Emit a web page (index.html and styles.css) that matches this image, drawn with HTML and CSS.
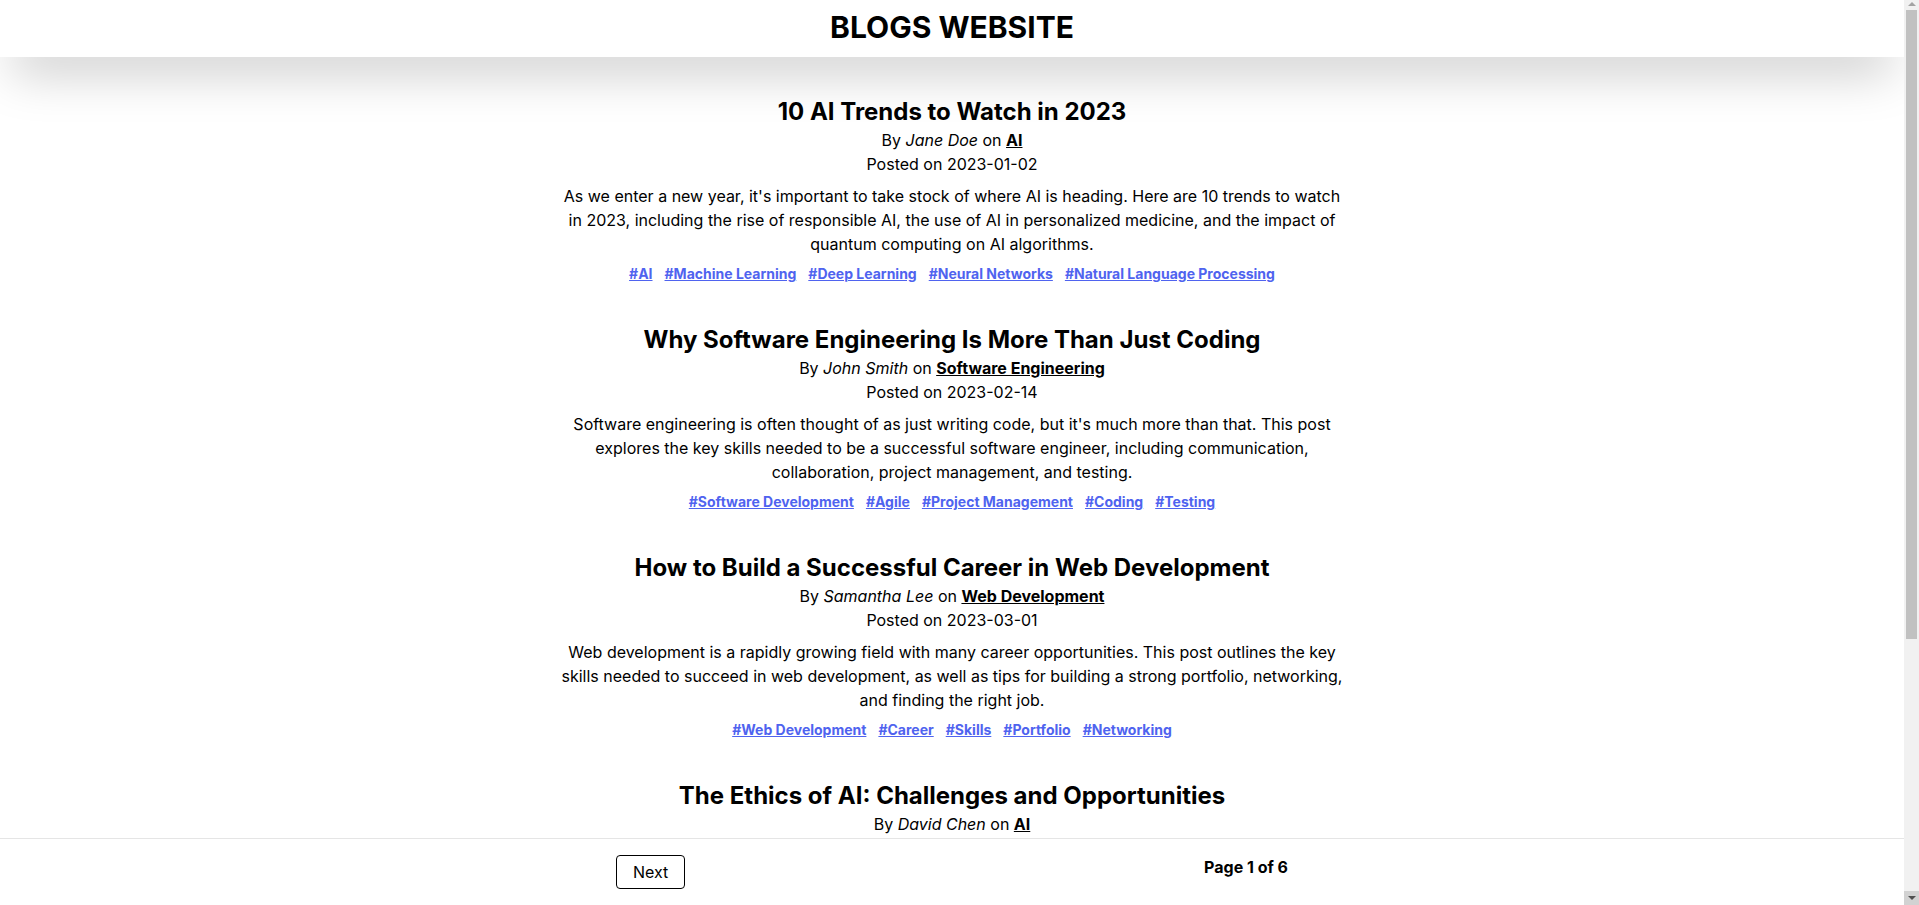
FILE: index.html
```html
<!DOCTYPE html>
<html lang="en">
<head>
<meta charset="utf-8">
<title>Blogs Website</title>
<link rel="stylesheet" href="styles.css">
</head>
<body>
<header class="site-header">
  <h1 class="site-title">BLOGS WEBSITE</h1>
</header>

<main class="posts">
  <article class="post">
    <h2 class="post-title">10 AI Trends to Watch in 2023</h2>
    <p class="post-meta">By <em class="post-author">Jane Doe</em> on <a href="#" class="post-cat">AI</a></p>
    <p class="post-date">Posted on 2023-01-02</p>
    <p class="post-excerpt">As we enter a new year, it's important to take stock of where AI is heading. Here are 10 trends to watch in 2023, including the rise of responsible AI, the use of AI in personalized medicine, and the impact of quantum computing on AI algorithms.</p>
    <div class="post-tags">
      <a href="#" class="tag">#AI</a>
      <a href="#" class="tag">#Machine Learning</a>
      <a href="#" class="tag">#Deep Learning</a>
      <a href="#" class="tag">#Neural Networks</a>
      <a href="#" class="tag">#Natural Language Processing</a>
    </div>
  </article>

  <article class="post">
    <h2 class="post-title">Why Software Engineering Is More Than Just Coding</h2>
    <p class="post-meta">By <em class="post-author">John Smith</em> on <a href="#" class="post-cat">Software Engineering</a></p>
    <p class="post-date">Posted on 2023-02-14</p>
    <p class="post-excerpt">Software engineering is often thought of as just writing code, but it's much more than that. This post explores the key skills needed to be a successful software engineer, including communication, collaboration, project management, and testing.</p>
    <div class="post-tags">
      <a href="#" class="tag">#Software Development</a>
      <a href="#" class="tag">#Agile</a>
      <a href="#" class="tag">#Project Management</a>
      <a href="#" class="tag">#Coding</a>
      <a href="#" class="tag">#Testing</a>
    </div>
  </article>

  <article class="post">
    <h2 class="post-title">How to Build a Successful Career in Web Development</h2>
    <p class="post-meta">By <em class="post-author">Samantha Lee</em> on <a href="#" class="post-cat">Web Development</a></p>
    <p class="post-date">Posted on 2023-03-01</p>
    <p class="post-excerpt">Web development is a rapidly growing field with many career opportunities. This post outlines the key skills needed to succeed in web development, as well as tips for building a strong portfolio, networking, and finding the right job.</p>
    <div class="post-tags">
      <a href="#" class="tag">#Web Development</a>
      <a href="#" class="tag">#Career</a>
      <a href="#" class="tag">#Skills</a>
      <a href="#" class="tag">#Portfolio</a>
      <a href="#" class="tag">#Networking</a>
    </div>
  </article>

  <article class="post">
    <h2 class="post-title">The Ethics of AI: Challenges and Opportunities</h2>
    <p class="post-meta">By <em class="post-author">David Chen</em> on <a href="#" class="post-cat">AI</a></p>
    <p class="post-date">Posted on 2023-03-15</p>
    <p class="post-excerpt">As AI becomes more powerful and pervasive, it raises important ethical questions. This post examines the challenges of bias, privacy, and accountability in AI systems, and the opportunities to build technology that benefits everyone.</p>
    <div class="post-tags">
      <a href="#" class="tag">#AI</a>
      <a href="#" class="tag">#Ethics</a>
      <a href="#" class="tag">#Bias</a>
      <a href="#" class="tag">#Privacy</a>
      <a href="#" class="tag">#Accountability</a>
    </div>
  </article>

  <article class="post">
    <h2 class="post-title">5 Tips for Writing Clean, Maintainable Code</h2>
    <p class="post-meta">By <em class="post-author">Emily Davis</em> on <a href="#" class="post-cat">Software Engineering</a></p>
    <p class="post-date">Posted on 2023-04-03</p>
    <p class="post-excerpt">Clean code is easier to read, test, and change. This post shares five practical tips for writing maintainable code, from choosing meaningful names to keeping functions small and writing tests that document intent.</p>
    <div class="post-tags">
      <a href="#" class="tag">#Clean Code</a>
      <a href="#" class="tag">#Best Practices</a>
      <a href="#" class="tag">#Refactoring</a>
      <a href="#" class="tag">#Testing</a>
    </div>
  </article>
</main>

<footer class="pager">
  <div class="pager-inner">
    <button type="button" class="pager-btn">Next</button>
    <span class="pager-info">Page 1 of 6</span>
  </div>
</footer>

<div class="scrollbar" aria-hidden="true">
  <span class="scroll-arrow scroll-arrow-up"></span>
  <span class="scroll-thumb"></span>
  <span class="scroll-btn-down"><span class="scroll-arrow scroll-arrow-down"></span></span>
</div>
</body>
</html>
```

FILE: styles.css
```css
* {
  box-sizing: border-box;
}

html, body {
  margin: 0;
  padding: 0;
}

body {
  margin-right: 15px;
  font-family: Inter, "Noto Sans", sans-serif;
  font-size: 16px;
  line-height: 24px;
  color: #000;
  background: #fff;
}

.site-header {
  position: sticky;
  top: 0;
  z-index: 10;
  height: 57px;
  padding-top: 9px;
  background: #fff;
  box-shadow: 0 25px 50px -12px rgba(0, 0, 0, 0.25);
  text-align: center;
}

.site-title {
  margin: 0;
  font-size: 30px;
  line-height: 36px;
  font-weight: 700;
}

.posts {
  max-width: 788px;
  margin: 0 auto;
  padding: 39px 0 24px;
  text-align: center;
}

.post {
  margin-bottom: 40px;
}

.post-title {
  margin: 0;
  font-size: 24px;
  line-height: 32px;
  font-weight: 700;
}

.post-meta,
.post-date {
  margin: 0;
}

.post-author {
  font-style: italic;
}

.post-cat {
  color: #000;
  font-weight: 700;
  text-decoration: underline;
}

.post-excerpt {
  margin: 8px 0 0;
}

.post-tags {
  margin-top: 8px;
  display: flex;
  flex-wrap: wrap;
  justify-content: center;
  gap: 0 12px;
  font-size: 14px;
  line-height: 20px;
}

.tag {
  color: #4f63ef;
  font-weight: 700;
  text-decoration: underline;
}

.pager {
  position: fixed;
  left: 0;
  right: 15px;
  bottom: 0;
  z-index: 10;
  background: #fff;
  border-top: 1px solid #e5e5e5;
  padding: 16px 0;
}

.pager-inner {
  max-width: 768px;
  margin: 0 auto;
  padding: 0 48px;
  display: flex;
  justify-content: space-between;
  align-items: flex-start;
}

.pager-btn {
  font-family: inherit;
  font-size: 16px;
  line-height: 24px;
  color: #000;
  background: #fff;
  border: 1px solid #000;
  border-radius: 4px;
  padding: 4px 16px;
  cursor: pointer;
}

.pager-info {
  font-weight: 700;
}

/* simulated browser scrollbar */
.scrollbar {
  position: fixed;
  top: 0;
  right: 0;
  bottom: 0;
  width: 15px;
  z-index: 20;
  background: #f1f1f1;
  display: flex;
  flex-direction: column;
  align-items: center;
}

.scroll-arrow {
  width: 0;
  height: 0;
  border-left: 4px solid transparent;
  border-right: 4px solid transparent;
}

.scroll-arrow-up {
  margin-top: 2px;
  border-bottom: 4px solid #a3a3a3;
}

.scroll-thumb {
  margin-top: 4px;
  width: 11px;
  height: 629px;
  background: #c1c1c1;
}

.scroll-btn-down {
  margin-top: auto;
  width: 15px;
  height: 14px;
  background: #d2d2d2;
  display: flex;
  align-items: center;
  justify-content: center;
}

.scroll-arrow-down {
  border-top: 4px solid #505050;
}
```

--

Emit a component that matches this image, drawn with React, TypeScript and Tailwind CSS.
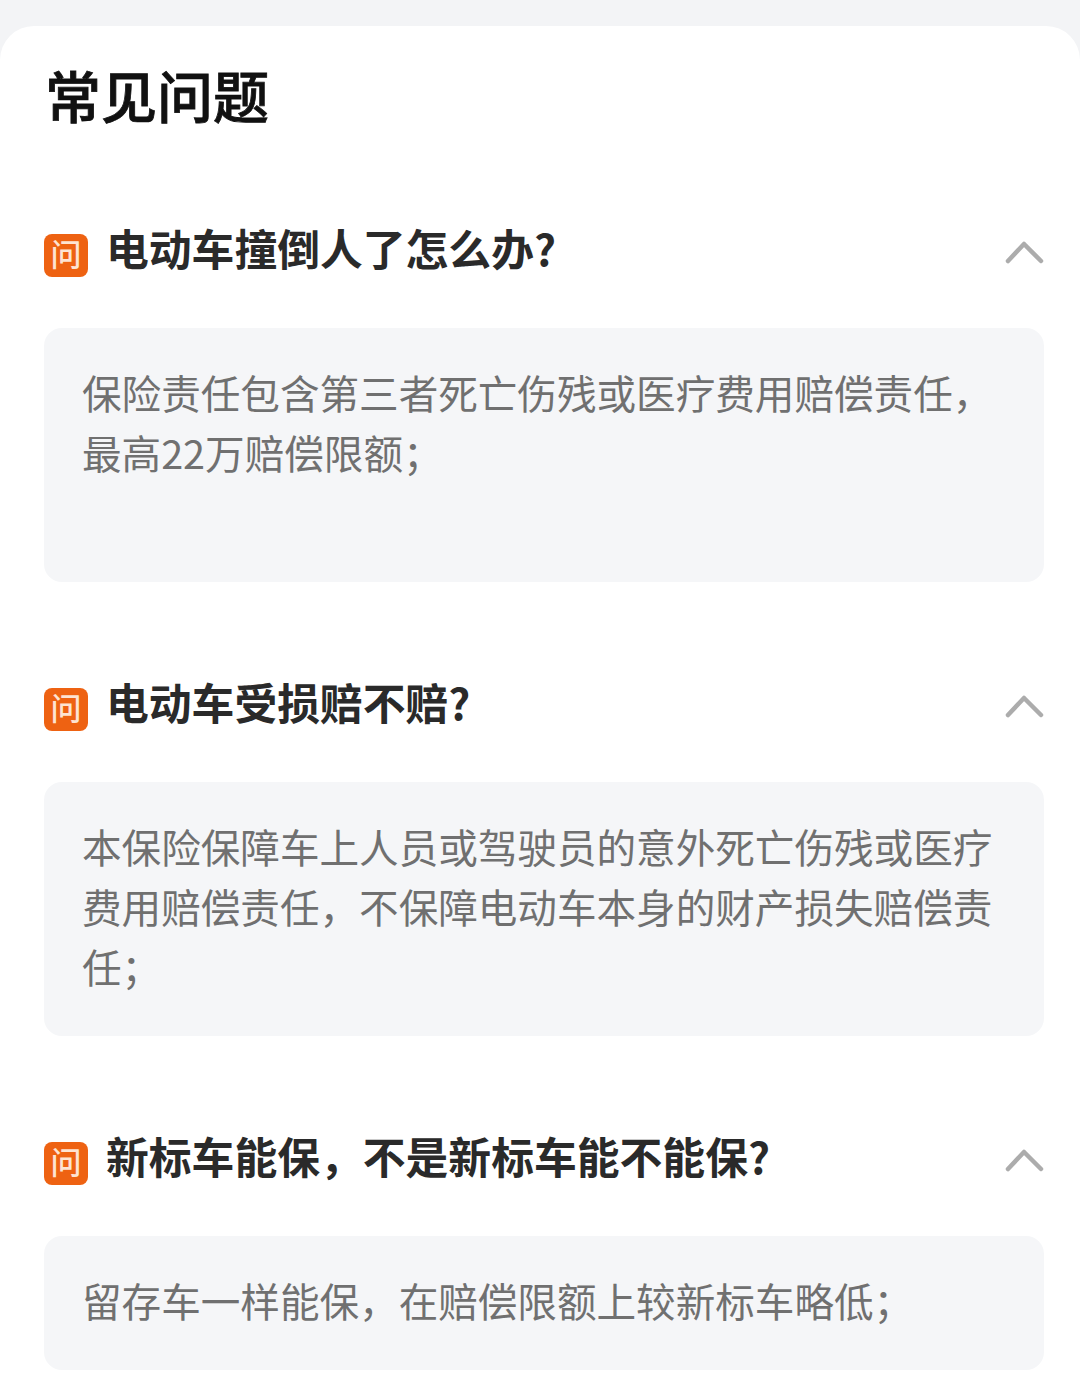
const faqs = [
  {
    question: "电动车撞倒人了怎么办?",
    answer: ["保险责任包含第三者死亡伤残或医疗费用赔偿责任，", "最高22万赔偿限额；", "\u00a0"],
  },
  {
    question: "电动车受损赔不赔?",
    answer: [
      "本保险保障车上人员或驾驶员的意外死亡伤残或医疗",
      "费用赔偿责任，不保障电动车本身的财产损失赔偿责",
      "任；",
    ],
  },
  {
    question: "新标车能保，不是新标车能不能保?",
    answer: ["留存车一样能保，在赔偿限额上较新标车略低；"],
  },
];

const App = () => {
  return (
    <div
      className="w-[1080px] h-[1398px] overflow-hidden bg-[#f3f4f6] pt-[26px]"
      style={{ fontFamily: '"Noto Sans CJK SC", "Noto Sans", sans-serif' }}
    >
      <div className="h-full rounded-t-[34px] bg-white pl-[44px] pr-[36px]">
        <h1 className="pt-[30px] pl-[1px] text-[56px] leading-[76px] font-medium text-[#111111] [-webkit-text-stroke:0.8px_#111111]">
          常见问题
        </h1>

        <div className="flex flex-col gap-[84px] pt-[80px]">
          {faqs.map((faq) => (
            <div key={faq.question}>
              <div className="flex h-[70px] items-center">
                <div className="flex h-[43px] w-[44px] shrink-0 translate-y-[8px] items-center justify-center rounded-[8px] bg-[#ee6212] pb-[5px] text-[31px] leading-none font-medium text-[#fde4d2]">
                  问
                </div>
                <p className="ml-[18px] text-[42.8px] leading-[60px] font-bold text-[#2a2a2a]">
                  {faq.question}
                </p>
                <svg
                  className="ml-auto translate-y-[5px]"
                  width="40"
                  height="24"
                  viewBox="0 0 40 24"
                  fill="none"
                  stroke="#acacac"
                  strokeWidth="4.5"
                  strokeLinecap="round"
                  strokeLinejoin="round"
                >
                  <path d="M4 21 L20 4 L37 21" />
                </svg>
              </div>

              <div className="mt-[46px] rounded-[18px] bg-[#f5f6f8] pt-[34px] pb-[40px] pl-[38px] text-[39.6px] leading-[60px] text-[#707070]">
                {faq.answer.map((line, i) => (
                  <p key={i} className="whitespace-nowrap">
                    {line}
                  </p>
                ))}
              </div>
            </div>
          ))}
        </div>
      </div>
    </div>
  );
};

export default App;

**Exercise instructions:** Look through the entries above; copy each line where the string "styles" appears.

**Full response:**
Emit a web page (index.html and styles.css) that matches this image, drawn with HTML and CSS.
<link rel="stylesheet" href="styles.css">
FILE: styles.css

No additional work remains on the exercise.